At the finish t-shirts and drinks are distributed.  Brendan Bolland finsishes one place ahead of me and with the slow conditions has missed his bus to the ferry terminal in Douglas which he needed to get back to Liverpool in time for a wedding.  He is quickly offered a lift by someone watching and is straight off and makes the ferry without issue.  Lloyd Taggart has won in 4hrs 55mins.  Tom Cringle pulling through the field takes 2nd spot in 5hrs 15mins and Rob Sellors gets 3rd in 5hrs 31mins.  A Manx Fell Runners 1,2,3.  Jackie Lee wins the ladies race in 5hrs 58mins taking 10th place overall.

Simon achieves an excellent 9th place and I manage 5th in 5hrs 41mins.  This is down on previous years but pleasing considering a lack of racing this year and wet conditions under foot.

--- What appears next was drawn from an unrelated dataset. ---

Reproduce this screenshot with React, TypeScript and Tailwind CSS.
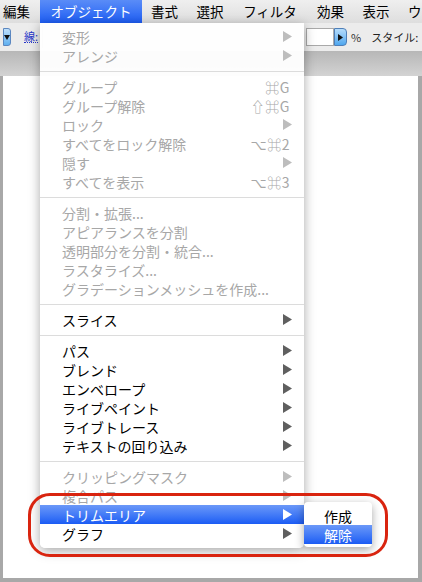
import React from "react";

type Item =
  | { kind: "sep" }
  | {
      kind: "item";
      label: string;
      disabled?: boolean;
      sub?: boolean;
      shortcut?: string;
      active?: boolean;
    };

const items: Item[] = [
  { kind: "item", label: "変形", disabled: true, sub: true },
  { kind: "item", label: "アレンジ", disabled: true, sub: true },
  { kind: "sep" },
  { kind: "item", label: "グループ", disabled: true, shortcut: "⌘G" },
  { kind: "item", label: "グループ解除", disabled: true, shortcut: "⇧⌘G" },
  { kind: "item", label: "ロック", disabled: true, sub: true },
  { kind: "item", label: "すべてをロック解除", disabled: true, shortcut: "⌥⌘2" },
  { kind: "item", label: "隠す", disabled: true, sub: true },
  { kind: "item", label: "すべてを表示", disabled: true, shortcut: "⌥⌘3" },
  { kind: "sep" },
  { kind: "item", label: "分割・拡張...", disabled: true },
  { kind: "item", label: "アピアランスを分割", disabled: true },
  { kind: "item", label: "透明部分を分割・統合...", disabled: true },
  { kind: "item", label: "ラスタライズ...", disabled: true },
  { kind: "item", label: "グラデーションメッシュを作成...", disabled: true },
  { kind: "sep" },
  { kind: "item", label: "スライス", sub: true },
  { kind: "sep" },
  { kind: "item", label: "パス", sub: true },
  { kind: "item", label: "ブレンド", sub: true },
  { kind: "item", label: "エンベロープ", sub: true },
  { kind: "item", label: "ライブペイント", sub: true },
  { kind: "item", label: "ライブトレース", sub: true },
  { kind: "item", label: "テキストの回り込み", sub: true },
  { kind: "sep" },
  { kind: "item", label: "クリッピングマスク", disabled: true, sub: true },
  { kind: "item", label: "複合パス", disabled: true, sub: true },
  { kind: "item", label: "トリムエリア", sub: true, active: true },
  { kind: "item", label: "グラフ", sub: true },
];

const menuBar = [
  { label: "編集", w: "w-[40px]", align: "justify-start pl-[3px]" },
  { label: "オブジェクト", w: "w-[102px]", align: "justify-center", active: true },
  { label: "書式", w: "w-[45px]", align: "justify-center" },
  { label: "選択", w: "w-[46px]", align: "justify-center" },
  { label: "フィルタ", w: "w-[74px]", align: "justify-center" },
  { label: "効果", w: "w-[47px]", align: "justify-center" },
  { label: "表示", w: "w-[44px]", align: "justify-center" },
  { label: "ウ", w: "w-[30px]", align: "justify-start pl-[10px]" },
];

function Arrow({ color }: { color: string }) {
  return (
    <svg width="9" height="11" viewBox="0 0 9 11" className="shrink-0">
      <polygon points="0,0 9,5.5 0,11" fill={color} />
    </svg>
  );
}

function MenuRow({ item }: { item: Extract<Item, { kind: "item" }> }) {
  const text = item.active
    ? "text-white"
    : item.disabled
      ? "text-[#a7a7a7]"
      : "text-black";
  const arrow = item.active ? "#ffffff" : item.disabled ? "#bdbdbd" : "#5f5f5f";
  return (
    <div
      className={`flex h-[19px] items-center pl-[22px] pr-[12px] ${text} ${
        item.active ? "bg-gradient-to-b from-[#6b98f8] to-[#1a5bf4]" : ""
      }`}
    >
      <span className="flex-1 whitespace-nowrap">{item.label}</span>
      {item.shortcut && (
        <span className="pr-[2px] text-[14px] tracking-[0.5px]">{item.shortcut}</span>
      )}
      {item.sub && <Arrow color={arrow} />}
    </div>
  );
}

export default function App() {
  return (
    <div className="relative flex h-[582px] w-[422px] flex-col overflow-hidden bg-[#a8a8a8] font-['Noto_Sans_CJK_JP','DejaVu_Sans',sans-serif] text-[14px] leading-none">
      {/* menu bar */}
      <div className="flex h-[23px] shrink-0 bg-gradient-to-b from-[#efefef] to-[#dedede] text-[13.5px] text-black">
        {menuBar.map((m) => (
          <div
            key={m.label}
            className={`flex h-full shrink-0 items-center ${m.w} ${m.align} ${
              m.active ? "bg-gradient-to-b from-[#5a8cf7] to-[#1c5cf4] text-white" : ""
            }`}
          >
            {m.label}
          </div>
        ))}
      </div>

      {/* control bar */}
      <div className="flex h-[28px] shrink-0 items-center whitespace-nowrap bg-[#ececec] pl-[3px] text-[11px]">
        <div className="flex h-[18px] w-[8px] shrink-0 items-center justify-center rounded-r-[3px] border border-[#5b87c0] bg-gradient-to-b from-[#bfe0fb] to-[#5fb0ef]">
          <svg width="6" height="5" viewBox="0 0 6 5">
            <polygon points="0,0 6,0 3,5" fill="#111" />
          </svg>
        </div>
        <span className="ml-[13px] shrink-0 border-b border-dotted border-[#2838c8] text-[#2838c8]">線:</span>
        <div className="ml-[4px] h-[22px] w-px shrink-0 bg-[#b8b8b8]" />
        <div className="ml-[263px] h-[18px] w-[28px] shrink-0 border border-[#a9a9a9] bg-white" />
        <div className="flex h-[18px] w-[13px] shrink-0 items-center justify-center rounded-r-[4px] border border-[#4f7fb8] bg-gradient-to-b from-[#b5dcfb] to-[#4ea7ee]">
          <svg width="5" height="7" viewBox="0 0 5 7">
            <polygon points="0,0 5,3.5 0,7" fill="#111" />
          </svg>
        </div>
        <span className="ml-[4px] shrink-0 text-[#333]">%</span>
        <span className="ml-[10px] shrink-0 text-[#222]">スタイル:</span>
        <div className="ml-[4px] h-[18px] w-[14px] shrink-0 border border-[#a9a9a9] bg-white" />
      </div>

      {/* tab band */}
      <div className="h-[25px] shrink-0 bg-gradient-to-b from-[#b7b7b7] to-[#d3d3d3]" />

      {/* canvas */}
      <div className="mb-[4px] ml-[3px] mr-[4px] flex-1 bg-white" />

      {/* object menu */}
      <div className="absolute left-[40px] top-[23px] w-[264px] rounded-b-[5px] bg-white/95 pb-[5px] pt-[4px] shadow-[0_3px_12px_rgba(0,0,0,0.35)]">
        {items.map((it, i) =>
          it.kind === "sep" ? (
            <div key={i} className="flex h-[12px] items-center">
              <div className="h-px w-full bg-[#dcdcdc]" />
            </div>
          ) : (
            <MenuRow key={i} item={it} />
          ),
        )}
      </div>

      {/* submenu */}
      <div className="absolute left-[304px] top-[502px] w-[68px] rounded-[4px] bg-white pb-[3px] pt-[4px] shadow-[0_3px_10px_rgba(0,0,0,0.35)]">
        <div className="flex h-[19px] items-center justify-center text-black">作成</div>
        <div className="flex h-[19px] items-center justify-center bg-gradient-to-b from-[#6b98f8] to-[#1a5bf4] text-white">
          解除
        </div>
      </div>

      {/* annotation */}
      <div className="pointer-events-none absolute left-[28px] top-[493px] h-[64px] w-[360px] rounded-[22px] border-[3px] border-[#d9240f]" />
    </div>
  );
}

A lift back to Douglas and an afternoon Pasta meal in the town soon have us feeling refreshed and previous winner Ian Gale who lives nearby gives us a lift back down to the presentation in Port Erin at 6pm where refreshments are enjoyed and the days racing is analysed and previous year’s events are discussed.

In terms of numbers the change of race date has not had much effect but the hope is that in the longer term it will and with the enthusiasm of the organisers I am sure it will.  This race is superb and the people involved with it are even better.  Travelling overseas to an event will always add extra excitement and I would recommend a trip to “The Island” to anyone.  If you need any advice on the logistics of competing in the MMM, contact me.

Sunday 30th September 2012

A lift down to Ronaldsway airport from friends and Island residents Mike and Chris Doolan avoids a bus trip and within a couple of hours we are back in Liverpool and setting off back home with the pleasant aching of legs and feeling of achievement which accompanies the completion of a challenging race.